От читателя потребуются усилия, чтобы примирить ориенталистское заглавие книги с классически–просветительской топикой её подзаголовка. Ему, по–видимому, и в голову не придет спросить: во что он, как читатель, здесь, собственно, вводится? Написано же черным по белому: в сверхчувственное познание мира и назначение человека! Но почва начнет ускользать у него из–под ног, если он станет продумывать этот подзаголовок в свете, падающем на него из книги
«Философия свободы». В смысле «Философии свободы» сверхчувственное познание отличается от чувственного тем, что при последнем сначала находят объект и после наблюдают его, тогда как в первом его нельзя найти и, стало быть, наблюдать, не помыслив, соответственно, не сотворив его сначала. Знак равенства между мышлением и творчество мидентичен с аксиомой штейнеровской теории познания:
её беспредпосылочностью[137]. Если познание беспредпосылочно, значит оно не является отображением чего–то до и вне всякого познания реального (само «реальное», как таковое, оказывается уже неким познавательным результатом), а есть чистый акт творения, creatio ex nihilo. Введение в сверхчувственное познание мира означает соответственно: созерцание творения, или описательнее: в «Теософии»наблюдается то, что в «Философии свободы» мыслится[138]. — Аналогично обстоит дело и с топикой «назначение человека», на которой сорвали себе голоса поколения философов–просветителей.
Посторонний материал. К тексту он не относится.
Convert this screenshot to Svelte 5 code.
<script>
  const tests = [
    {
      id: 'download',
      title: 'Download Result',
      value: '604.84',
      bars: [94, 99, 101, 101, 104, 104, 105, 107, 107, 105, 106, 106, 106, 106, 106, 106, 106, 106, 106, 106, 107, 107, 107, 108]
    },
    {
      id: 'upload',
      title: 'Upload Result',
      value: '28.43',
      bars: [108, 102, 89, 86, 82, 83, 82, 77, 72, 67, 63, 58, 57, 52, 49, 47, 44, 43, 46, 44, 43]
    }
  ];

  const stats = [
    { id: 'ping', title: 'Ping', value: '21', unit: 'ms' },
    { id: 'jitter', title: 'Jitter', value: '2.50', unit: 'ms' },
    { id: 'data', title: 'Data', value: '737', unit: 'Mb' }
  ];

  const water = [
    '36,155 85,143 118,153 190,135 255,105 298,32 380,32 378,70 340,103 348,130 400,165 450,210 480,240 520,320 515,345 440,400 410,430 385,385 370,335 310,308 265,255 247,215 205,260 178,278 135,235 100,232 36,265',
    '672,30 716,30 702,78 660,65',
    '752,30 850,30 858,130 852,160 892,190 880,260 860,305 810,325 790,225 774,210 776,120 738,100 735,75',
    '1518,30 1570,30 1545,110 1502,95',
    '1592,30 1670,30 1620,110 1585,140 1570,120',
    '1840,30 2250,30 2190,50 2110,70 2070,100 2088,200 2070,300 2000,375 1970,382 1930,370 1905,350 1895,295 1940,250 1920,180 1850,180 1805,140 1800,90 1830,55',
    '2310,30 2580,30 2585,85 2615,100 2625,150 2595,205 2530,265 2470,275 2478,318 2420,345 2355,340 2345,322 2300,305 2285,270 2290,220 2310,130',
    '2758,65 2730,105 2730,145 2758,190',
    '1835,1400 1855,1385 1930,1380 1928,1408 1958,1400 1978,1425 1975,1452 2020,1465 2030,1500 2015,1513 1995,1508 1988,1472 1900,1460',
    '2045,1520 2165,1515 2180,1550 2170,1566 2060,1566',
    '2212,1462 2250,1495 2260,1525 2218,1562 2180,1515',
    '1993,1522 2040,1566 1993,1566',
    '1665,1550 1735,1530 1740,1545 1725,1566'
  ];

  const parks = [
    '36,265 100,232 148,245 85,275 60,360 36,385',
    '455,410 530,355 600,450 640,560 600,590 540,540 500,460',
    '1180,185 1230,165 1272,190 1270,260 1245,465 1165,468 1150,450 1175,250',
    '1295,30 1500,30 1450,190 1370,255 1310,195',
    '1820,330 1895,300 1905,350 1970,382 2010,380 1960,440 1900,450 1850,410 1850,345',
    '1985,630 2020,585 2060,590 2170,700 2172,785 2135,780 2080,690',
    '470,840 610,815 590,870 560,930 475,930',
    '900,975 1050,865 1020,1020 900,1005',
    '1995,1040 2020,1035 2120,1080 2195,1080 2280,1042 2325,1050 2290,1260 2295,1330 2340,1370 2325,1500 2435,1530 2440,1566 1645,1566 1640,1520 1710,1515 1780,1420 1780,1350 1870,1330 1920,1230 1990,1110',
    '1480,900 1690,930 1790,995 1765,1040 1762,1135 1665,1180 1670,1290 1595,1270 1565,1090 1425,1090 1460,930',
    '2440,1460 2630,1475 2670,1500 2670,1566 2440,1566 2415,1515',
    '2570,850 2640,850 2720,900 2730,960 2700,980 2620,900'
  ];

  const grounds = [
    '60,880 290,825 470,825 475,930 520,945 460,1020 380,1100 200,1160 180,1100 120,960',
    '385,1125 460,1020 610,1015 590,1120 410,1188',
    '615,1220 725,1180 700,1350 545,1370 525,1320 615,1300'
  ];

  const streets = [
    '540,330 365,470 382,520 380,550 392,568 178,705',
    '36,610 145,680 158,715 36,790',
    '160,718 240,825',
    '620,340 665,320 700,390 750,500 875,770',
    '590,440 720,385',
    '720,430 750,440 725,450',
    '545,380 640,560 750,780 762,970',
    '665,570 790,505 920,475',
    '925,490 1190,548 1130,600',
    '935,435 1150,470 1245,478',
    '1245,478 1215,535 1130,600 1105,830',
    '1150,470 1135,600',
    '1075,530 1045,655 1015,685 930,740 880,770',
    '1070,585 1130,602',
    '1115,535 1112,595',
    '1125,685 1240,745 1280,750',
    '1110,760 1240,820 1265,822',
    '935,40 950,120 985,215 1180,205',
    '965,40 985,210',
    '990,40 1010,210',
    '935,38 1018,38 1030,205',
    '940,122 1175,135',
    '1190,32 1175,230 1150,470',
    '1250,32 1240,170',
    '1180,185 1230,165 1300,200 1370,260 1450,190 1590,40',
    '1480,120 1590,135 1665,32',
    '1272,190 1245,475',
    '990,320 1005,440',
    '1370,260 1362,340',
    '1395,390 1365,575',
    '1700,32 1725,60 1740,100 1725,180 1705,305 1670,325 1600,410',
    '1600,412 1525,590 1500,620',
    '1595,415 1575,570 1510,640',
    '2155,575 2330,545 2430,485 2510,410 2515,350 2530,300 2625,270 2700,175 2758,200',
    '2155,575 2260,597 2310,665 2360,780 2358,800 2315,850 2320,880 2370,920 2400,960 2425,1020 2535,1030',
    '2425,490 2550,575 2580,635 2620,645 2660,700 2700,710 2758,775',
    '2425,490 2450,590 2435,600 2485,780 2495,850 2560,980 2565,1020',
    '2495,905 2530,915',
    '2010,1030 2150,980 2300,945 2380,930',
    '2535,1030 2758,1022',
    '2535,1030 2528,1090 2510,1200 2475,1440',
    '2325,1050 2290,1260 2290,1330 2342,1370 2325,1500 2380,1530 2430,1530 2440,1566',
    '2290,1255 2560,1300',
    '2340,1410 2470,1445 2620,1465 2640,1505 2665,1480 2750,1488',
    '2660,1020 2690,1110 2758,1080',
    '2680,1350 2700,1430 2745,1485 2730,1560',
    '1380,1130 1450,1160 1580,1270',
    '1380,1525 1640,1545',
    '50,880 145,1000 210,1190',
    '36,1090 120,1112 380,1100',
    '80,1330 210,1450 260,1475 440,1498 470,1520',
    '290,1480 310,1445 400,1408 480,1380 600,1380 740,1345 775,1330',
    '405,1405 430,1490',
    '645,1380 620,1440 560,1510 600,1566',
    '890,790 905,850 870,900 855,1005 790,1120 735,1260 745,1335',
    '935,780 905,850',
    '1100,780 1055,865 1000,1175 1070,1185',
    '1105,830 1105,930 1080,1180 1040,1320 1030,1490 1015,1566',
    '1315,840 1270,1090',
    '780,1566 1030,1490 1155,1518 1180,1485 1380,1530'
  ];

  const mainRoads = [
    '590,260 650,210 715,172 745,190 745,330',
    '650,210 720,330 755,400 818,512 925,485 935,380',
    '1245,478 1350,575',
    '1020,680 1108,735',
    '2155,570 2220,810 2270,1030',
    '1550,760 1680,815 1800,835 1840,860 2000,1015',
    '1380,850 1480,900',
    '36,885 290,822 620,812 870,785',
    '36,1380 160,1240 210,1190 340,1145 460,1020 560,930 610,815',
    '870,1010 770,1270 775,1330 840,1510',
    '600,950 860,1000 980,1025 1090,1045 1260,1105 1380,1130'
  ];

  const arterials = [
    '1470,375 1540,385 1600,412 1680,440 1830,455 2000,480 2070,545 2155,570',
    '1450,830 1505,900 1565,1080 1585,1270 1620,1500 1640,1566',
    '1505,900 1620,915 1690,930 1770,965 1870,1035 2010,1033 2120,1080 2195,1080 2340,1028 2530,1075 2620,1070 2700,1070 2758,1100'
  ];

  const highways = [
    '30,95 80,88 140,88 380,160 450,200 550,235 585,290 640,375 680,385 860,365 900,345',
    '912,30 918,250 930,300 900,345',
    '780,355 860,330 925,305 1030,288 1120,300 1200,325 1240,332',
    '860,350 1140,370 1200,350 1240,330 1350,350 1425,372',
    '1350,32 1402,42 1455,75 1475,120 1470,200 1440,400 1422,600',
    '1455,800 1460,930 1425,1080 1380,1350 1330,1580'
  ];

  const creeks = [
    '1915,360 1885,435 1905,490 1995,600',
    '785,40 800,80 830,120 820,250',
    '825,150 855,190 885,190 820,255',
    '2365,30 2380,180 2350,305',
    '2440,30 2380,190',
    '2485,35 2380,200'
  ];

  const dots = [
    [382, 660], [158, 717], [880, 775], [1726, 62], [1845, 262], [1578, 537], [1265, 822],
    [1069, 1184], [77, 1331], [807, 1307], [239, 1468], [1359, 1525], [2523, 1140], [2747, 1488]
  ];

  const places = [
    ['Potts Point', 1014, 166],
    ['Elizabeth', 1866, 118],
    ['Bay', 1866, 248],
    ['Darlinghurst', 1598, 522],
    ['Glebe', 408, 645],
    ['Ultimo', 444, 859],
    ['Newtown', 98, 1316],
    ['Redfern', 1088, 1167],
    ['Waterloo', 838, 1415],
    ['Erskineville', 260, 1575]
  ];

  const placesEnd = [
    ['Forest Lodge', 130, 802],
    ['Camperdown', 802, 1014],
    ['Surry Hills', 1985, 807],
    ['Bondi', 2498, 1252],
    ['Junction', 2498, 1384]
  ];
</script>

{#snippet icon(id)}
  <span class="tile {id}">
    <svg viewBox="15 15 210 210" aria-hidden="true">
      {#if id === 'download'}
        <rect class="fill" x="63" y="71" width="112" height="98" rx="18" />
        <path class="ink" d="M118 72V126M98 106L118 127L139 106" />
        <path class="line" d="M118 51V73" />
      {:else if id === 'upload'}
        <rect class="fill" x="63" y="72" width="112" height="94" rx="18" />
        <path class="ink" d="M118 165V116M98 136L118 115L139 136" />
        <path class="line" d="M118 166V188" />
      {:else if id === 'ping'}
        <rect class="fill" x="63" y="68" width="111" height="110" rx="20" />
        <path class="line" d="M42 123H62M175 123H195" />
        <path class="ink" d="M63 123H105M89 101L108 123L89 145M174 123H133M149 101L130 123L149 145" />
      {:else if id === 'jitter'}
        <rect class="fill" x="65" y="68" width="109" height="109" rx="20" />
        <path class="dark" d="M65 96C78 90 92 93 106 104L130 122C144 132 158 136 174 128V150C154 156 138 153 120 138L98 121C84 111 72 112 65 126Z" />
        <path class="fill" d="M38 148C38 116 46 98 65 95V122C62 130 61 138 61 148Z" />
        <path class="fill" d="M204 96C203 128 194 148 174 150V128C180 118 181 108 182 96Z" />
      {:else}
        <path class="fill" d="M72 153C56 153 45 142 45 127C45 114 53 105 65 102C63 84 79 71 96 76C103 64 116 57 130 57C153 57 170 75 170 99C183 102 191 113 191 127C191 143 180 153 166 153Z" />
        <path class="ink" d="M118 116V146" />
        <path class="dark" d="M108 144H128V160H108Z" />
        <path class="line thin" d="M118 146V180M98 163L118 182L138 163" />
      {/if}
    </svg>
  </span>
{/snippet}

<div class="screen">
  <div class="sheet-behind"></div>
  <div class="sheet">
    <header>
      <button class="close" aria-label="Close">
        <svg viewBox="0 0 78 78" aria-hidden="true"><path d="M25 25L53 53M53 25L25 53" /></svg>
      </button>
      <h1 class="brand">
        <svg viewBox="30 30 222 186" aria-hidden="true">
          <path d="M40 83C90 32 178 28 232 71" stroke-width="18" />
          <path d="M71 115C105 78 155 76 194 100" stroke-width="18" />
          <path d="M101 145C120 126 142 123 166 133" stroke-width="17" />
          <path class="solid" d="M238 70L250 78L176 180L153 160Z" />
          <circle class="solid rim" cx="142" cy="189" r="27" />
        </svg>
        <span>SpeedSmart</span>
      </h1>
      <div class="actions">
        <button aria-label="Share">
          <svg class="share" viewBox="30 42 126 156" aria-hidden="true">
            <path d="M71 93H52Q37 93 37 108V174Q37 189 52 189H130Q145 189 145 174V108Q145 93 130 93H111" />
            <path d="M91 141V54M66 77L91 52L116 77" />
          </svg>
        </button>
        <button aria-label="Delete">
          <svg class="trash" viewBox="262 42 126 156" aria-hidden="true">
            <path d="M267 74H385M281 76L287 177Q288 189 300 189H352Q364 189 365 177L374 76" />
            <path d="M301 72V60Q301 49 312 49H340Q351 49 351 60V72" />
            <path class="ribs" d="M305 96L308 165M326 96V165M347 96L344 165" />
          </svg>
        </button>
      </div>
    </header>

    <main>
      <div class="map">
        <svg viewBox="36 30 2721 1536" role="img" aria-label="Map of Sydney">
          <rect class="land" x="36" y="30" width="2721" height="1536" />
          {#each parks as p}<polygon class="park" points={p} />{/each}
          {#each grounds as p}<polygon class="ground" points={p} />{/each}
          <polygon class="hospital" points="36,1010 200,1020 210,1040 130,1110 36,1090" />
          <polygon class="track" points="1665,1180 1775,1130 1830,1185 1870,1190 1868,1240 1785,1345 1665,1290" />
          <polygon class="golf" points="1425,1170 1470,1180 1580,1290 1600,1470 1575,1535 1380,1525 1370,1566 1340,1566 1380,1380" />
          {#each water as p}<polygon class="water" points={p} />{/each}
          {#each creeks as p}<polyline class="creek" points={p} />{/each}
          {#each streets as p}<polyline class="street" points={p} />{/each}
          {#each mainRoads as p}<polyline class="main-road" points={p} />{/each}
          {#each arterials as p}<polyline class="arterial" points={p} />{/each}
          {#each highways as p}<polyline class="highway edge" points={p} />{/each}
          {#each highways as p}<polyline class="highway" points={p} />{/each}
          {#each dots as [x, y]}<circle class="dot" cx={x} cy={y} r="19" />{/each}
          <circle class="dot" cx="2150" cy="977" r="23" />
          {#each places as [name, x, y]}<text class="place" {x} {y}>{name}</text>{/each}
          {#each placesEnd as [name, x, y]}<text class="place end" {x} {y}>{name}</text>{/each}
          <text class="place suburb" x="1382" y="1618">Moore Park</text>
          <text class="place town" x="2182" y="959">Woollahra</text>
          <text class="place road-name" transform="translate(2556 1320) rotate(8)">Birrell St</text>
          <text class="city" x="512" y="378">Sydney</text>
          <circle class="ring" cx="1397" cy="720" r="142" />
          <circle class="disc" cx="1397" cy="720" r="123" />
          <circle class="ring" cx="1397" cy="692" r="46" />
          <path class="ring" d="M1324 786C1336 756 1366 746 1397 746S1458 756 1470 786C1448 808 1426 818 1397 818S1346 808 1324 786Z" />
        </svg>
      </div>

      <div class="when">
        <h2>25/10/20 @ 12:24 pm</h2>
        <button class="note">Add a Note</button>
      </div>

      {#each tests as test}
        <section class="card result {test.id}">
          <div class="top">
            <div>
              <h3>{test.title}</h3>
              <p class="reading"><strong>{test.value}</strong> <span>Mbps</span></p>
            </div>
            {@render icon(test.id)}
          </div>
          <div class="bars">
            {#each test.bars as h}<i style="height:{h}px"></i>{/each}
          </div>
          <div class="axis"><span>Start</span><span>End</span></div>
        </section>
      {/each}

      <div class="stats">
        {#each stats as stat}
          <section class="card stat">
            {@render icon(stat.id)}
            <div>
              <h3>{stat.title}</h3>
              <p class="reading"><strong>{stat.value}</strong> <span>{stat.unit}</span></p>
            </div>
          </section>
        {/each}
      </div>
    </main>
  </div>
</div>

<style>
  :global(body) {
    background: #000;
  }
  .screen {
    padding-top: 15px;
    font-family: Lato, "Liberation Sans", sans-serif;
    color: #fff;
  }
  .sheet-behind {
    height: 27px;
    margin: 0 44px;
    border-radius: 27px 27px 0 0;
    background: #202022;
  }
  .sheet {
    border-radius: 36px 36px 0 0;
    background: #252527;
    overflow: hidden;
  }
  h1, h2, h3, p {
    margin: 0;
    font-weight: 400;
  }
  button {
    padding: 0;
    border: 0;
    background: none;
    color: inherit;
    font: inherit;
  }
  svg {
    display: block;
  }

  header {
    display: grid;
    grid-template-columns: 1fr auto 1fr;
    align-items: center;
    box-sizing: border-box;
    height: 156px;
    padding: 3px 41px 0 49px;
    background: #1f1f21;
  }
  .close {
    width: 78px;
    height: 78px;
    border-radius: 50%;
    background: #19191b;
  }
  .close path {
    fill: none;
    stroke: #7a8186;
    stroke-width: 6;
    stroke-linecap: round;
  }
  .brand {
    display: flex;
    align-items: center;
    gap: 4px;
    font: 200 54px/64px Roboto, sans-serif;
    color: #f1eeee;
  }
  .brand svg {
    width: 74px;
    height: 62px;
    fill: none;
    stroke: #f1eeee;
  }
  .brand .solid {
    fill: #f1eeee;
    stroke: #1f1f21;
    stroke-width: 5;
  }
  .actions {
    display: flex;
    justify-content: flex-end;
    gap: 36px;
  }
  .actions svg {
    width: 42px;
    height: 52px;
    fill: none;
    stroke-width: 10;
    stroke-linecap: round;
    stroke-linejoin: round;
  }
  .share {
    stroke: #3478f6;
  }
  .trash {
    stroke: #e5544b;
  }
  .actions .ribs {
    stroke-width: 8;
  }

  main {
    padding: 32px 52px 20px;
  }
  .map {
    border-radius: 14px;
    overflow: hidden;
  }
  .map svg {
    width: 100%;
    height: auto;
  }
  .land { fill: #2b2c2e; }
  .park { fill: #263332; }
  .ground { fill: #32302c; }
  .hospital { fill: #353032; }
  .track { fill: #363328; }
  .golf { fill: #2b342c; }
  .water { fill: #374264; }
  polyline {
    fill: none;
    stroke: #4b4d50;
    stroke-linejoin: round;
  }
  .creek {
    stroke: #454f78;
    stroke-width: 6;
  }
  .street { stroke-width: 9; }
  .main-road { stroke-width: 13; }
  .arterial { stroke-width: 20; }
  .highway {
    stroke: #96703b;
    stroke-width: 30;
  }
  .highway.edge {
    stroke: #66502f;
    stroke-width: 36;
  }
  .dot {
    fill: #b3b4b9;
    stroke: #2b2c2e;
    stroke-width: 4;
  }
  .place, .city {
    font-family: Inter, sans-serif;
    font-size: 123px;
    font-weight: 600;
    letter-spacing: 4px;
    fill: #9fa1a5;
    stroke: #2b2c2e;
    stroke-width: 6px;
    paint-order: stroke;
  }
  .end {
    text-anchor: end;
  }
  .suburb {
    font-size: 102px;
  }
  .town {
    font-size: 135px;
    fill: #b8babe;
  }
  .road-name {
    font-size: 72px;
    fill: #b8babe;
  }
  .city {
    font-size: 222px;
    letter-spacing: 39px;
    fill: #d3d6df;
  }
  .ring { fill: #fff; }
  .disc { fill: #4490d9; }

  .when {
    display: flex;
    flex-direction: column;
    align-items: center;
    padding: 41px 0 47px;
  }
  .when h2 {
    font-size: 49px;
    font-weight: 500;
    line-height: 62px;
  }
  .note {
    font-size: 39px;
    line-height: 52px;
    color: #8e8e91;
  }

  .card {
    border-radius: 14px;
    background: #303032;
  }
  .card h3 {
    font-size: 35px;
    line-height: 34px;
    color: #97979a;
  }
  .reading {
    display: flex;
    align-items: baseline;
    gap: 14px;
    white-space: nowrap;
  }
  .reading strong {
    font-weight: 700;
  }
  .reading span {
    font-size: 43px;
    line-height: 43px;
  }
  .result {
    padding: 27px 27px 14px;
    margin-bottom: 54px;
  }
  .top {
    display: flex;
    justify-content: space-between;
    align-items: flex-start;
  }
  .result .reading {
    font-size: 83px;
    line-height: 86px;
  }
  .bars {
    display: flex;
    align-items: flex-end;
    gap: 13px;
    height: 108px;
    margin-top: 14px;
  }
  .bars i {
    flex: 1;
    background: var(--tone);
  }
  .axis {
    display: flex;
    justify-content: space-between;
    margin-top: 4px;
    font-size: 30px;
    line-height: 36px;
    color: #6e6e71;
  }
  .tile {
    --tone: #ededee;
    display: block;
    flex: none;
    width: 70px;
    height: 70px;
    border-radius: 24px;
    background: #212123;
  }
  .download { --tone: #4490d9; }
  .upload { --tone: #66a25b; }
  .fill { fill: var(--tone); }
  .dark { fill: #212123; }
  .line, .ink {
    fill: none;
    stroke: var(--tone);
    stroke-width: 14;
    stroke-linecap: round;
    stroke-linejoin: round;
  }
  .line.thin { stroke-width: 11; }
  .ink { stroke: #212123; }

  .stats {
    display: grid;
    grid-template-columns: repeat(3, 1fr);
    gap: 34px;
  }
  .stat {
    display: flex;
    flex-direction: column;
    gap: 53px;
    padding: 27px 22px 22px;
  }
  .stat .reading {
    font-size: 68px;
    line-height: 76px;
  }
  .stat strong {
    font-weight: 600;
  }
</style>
Если перевести эту топику с языка теологико–метафизических аподиктичностей на язык наблюдения (в призме «Философии свободы»), то она обнаружит себя не менее призрачной, чем старые «энтелехии» и «эссенции». Проще говоря: о назначении человека — в смысле теологических, метафизических, этических, эсхатологических, каких угодно директив — не может быть и речи, покуда человек (NN) не измыслит и сам не назначит себе, а тем самым и миру, цели своего существования, которая в последующих поколениях станет всеобще значимой и общечеловеческой. Мы видим, что теоретически, логически, чисто духовно «Философия свободы» убегает в перспективу абсолютного Ничто. Но теоретически, логически, чисто духовно и значит ведь — люциферически. В «Философии свободы», останься она книгой, не стань она человеком, Люцифер, несомненно, нашел бы козырную карту, бьющую любую другую карту.
Как отставший Бог, Люцифер обожествляет дух и охотно принес бы всего человека в жертву только головному человеку. Гёте оттого и являет минимум люциферичности, что Гёте избегает мыслить то, что он не есть сам. Гёте сам, творя свои творения, есть уже Вертер, Фауст, Мефистофель, Вильгельм Мейстер, Оттилия, перворастение, первоживотное, межчелюстная кость, учение о цвете, покой над горными вершинами. Напротив, максимум Люцифера в Гегеле обеспечен тем, что он мыслит как раз то, чту он не есть сам, больше: чем он не хочет быть сам. Сверхмощное полотно Гегеля, «Феноменология духа», эвоцирует некий дух, который охотнее откликается на понятие Мировой Дух, чем на имя Гегель.
Оба, Гёте и Гегель, примиряются в основном труде Штейнера. Вопрос, сформулированный раньше и в другой связи: что делает автор «Философии свободы» после «Философии свободы»?[139], проясняется в прямом контексте со вторым Люциферовым искушением. Автор, помыслив себя сначала как «Философию свободы», наблюдает затем свою свободно созданную сущность как — духовный мир. «Теософия», или сверхчувственное познание мира, имеет темой ПРАСИЛУ, которая во внешнем мире являет себя как звездное небо, а во внутреннем мире человека одновременно как астрономия. Растение, цветущее вовне, и растение, мыслимое в голове ботаника, различаются между собой не тем, что одно, «там», реально, а другое, «здесь», идеально (со всеми вытекающими отсюда тупиками и апориями последующих шагов), а тем, что в обоих являет себя МИР, один раз на более низкой, другой раз на более высокой ступени своего развития. Этот МИР и есть центральная тема «Теософии», которая созерцает его не в его расщепленности на псевдообъективный фюсис и псевдосубъективную пневму, а как ВНУТРЕННИЙ МИР ОДНОГО ЧЕЛОВЕКА, того самого, кто смог в познании потерять себя как частное Я и найти себя как Я мира, равное назначению человека — осознать себя, как Я, не только в собственном теле, но и в любой вещи, до умения говорить Я, имея в виду другого, не только другого человека, но и любую другую вещь. Люцифер, пораженный абсолютными результатами «Философии свободы», совсем по–сартровски хватается за ничто свободы; еще один шаг вперед («Бросься вниз!»), и освобожденный должен будет, за отсутствием всякой почвы под ногами, отождествить себя с ничто[140], с ницшевским «всё позволено» и уже, в прямой траектории падения, с сартровским «I’homme est une passion inutile».